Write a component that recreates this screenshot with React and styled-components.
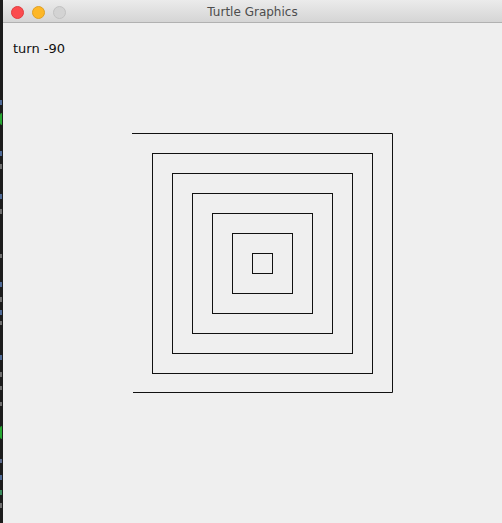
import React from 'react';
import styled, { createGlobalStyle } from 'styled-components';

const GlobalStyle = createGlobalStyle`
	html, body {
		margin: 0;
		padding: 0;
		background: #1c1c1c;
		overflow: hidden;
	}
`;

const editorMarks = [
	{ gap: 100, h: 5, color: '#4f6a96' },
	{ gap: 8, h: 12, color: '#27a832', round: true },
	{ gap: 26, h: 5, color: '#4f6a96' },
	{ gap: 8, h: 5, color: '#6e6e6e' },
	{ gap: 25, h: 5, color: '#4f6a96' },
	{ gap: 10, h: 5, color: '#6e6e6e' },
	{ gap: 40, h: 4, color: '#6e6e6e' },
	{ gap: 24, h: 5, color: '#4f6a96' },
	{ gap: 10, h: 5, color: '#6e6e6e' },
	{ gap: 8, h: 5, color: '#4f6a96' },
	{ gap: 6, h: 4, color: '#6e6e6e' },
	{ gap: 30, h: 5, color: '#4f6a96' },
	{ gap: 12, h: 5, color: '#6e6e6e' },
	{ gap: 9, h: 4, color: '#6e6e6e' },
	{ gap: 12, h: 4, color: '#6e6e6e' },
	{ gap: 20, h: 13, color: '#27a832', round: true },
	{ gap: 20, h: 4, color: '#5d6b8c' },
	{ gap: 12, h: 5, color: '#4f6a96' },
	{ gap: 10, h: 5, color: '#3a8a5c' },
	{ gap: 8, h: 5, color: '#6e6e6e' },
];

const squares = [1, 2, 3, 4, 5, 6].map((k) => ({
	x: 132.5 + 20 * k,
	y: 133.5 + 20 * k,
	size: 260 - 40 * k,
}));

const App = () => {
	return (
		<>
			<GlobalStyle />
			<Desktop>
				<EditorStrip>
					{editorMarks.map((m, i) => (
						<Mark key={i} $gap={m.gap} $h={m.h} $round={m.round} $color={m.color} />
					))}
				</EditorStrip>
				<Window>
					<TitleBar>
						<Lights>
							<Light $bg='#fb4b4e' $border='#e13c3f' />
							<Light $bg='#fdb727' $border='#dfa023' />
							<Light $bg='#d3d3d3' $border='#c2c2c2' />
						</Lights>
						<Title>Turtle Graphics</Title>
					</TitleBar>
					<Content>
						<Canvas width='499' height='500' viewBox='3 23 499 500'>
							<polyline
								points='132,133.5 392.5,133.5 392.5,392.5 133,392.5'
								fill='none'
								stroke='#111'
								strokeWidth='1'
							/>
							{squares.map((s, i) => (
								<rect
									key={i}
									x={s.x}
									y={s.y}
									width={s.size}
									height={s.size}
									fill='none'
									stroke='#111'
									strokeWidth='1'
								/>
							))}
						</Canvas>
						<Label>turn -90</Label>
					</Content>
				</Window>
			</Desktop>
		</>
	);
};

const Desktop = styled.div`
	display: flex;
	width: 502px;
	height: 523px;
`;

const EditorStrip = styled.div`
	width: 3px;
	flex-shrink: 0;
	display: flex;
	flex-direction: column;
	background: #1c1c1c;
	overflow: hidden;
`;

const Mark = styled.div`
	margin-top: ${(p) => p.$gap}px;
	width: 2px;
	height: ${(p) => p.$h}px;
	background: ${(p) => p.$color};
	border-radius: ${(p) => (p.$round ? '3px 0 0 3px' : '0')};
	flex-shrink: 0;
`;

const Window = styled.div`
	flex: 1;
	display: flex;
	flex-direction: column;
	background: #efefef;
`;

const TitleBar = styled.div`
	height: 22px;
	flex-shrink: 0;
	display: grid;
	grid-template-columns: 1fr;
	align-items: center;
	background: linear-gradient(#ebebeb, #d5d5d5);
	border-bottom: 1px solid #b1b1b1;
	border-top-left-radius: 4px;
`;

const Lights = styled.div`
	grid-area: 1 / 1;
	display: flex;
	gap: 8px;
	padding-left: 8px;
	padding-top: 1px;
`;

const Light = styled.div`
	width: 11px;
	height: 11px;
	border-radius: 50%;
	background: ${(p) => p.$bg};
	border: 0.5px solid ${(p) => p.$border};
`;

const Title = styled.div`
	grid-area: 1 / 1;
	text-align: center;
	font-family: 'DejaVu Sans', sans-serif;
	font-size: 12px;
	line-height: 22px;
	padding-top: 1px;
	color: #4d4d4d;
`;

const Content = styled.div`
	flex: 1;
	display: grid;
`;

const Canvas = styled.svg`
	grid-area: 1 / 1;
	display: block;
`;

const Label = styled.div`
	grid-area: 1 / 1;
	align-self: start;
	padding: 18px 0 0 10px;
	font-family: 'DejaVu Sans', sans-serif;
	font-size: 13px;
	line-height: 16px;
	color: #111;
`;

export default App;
-=-=-=-=-
Your task is to repeat the material above exactly, without its pictures.

Write a component that recreates this screenshot with React and styled-components.
import React from 'react';
import styled, { createGlobalStyle } from 'styled-components';

const GlobalStyle = createGlobalStyle`
	html, body {
		margin: 0;
		padding: 0;
		background: #1c1c1c;
		overflow: hidden;
	}
`;

const editorMarks = [
	{ gap: 100, h: 5, color: '#4f6a96' },
	{ gap: 8, h: 12, color: '#27a832', round: true },
	{ gap: 26, h: 5, color: '#4f6a96' },
	{ gap: 8, h: 5, color: '#6e6e6e' },
	{ gap: 25, h: 5, color: '#4f6a96' },
	{ gap: 10, h: 5, color: '#6e6e6e' },
	{ gap: 40, h: 4, color: '#6e6e6e' },
	{ gap: 24, h: 5, color: '#4f6a96' },
	{ gap: 10, h: 5, color: '#6e6e6e' },
	{ gap: 8, h: 5, color: '#4f6a96' },
	{ gap: 6, h: 4, color: '#6e6e6e' },
	{ gap: 30, h: 5, color: '#4f6a96' },
	{ gap: 12, h: 5, color: '#6e6e6e' },
	{ gap: 9, h: 4, color: '#6e6e6e' },
	{ gap: 12, h: 4, color: '#6e6e6e' },
	{ gap: 20, h: 13, color: '#27a832', round: true },
	{ gap: 20, h: 4, color: '#5d6b8c' },
	{ gap: 12, h: 5, color: '#4f6a96' },
	{ gap: 10, h: 5, color: '#3a8a5c' },
	{ gap: 8, h: 5, color: '#6e6e6e' },
];

const squares = [1, 2, 3, 4, 5, 6].map((k) => ({
	x: 132.5 + 20 * k,
	y: 133.5 + 20 * k,
	size: 260 - 40 * k,
}));

const App = () => {
	return (
		<>
			<GlobalStyle />
			<Desktop>
				<EditorStrip>
					{editorMarks.map((m, i) => (
						<Mark key={i} $gap={m.gap} $h={m.h} $round={m.round} $color={m.color} />
					))}
				</EditorStrip>
				<Window>
					<TitleBar>
						<Lights>
							<Light $bg='#fb4b4e' $border='#e13c3f' />
							<Light $bg='#fdb727' $border='#dfa023' />
							<Light $bg='#d3d3d3' $border='#c2c2c2' />
						</Lights>
						<Title>Turtle Graphics</Title>
					</TitleBar>
					<Content>
						<Canvas width='499' height='500' viewBox='3 23 499 500'>
							<polyline
								points='132,133.5 392.5,133.5 392.5,392.5 133,392.5'
								fill='none'
								stroke='#111'
								strokeWidth='1'
							/>
							{squares.map((s, i) => (
								<rect
									key={i}
									x={s.x}
									y={s.y}
									width={s.size}
									height={s.size}
									fill='none'
									stroke='#111'
									strokeWidth='1'
								/>
							))}
						</Canvas>
						<Label>turn -90</Label>
					</Content>
				</Window>
			</Desktop>
		</>
	);
};

const Desktop = styled.div`
	display: flex;
	width: 502px;
	height: 523px;
`;

const EditorStrip = styled.div`
	width: 3px;
	flex-shrink: 0;
	display: flex;
	flex-direction: column;
	background: #1c1c1c;
	overflow: hidden;
`;

const Mark = styled.div`
	margin-top: ${(p) => p.$gap}px;
	width: 2px;
	height: ${(p) => p.$h}px;
	background: ${(p) => p.$color};
	border-radius: ${(p) => (p.$round ? '3px 0 0 3px' : '0')};
	flex-shrink: 0;
`;

const Window = styled.div`
	flex: 1;
	display: flex;
	flex-direction: column;
	background: #efefef;
`;

const TitleBar = styled.div`
	height: 22px;
	flex-shrink: 0;
	display: grid;
	grid-template-columns: 1fr;
	align-items: center;
	background: linear-gradient(#ebebeb, #d5d5d5);
	border-bottom: 1px solid #b1b1b1;
	border-top-left-radius: 4px;
`;

const Lights = styled.div`
	grid-area: 1 / 1;
	display: flex;
	gap: 8px;
	padding-left: 8px;
	padding-top: 1px;
`;

const Light = styled.div`
	width: 11px;
	height: 11px;
	border-radius: 50%;
	background: ${(p) => p.$bg};
	border: 0.5px solid ${(p) => p.$border};
`;

const Title = styled.div`
	grid-area: 1 / 1;
	text-align: center;
	font-family: 'DejaVu Sans', sans-serif;
	font-size: 12px;
	line-height: 22px;
	padding-top: 1px;
	color: #4d4d4d;
`;

const Content = styled.div`
	flex: 1;
	display: grid;
`;

const Canvas = styled.svg`
	grid-area: 1 / 1;
	display: block;
`;

const Label = styled.div`
	grid-area: 1 / 1;
	align-self: start;
	padding: 18px 0 0 10px;
	font-family: 'DejaVu Sans', sans-serif;
	font-size: 13px;
	line-height: 16px;
	color: #111;
`;

export default App;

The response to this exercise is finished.